У дома высился огромный в двадцать метров тополь. Летом я наверху соорудил деревянный настил, чтобы читать книги. И спускался на землю, когда бабушка выходила окликать на обед или когда пацаны звали на речку. Купались почти до ноября, когда на реке начинался сплав леса, и тогда можно было скобами сбить два бревна и — вниз по реке до следующего моста. В компании образовалась девчонка Лиля. Ничья не сестра, а сама по себе. Она и была как лилия, — тоненькая, с огромными, вечно удивленными глазами. Участвовала во всем, кроме драк. Но не мужицкое это дело.

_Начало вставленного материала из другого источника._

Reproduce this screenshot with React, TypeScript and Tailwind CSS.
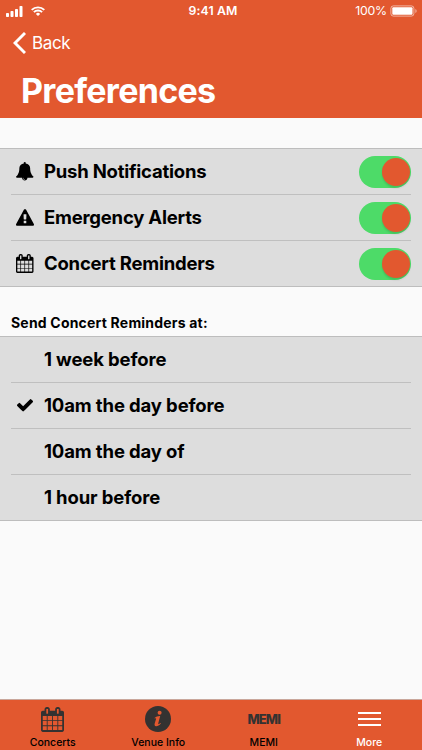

И когда на ринге я — в весе «мухи» — не ушел «нырком» в клинч и получил в нокдаун нос на бок, она первая метнулась ко мне, но тренер остановил, уложил на ринг: «выдохни и расслабься». Искры в глазах — и нос на месте, «форсунка» почти в полном порядке. Она всхлипнула, я удивился: «Ты чего, нюнька смешная?».
У меня и сестры образовался, возник отчим. На каком этапе большого пути он обозначился, может быть, еще в Кустанае, я не узнал по своей личной занятости, и, значит, не мое это дело. Приемный отец. Всю жизнь путаюсь во всех родственных отношениях и связях, кто чей, кто есть кто перед кем, кто за кем и зачем. И постоянно переспрашиваю. Короче, это не потому что оттого что и не потому что для этого что а для лучшего чего и больше ничего как только что. И я стал его именовать нейтрально: Батя. Иногда Ионыч. А он меня и сестру по именам. Надеюсь, мать он сильно любил. И было, за что и почему.[26]
Он был из поморов. В четырнадцать лет — в бригаде на лесосплаве, как единственный грамотный. Закончил экономический институт в Ленинграде и что-то военное в Азии. Войну начал комиссаром полка в чине майора. На каком-то этапе своей властью отменил приказ командира полка, посылавшего бойцов на бессмысленную гибель. Солдат уберег, но сам пошел под трибунал. Не расстреляли, а разжаловали до рядового бойца. Перед Берлином получил младшего лейтенанта. А потом — на Дальний Восток заканчивать с японцами. В пятидесятых он рассорился с Обкомом партии и совнархозом, и с матерью уехал в Мурманск. Когда Н. Хрущев прибыл туда с инспекцией, батя на бюро обкома после всех обсуждений высказался в том смысле, что приезжают тут некоторые и учат, как потомственным рыбакам ловить и разделывать рыбу. Скандал, слава Богу, удалось замять, и оргвыводов не последовало.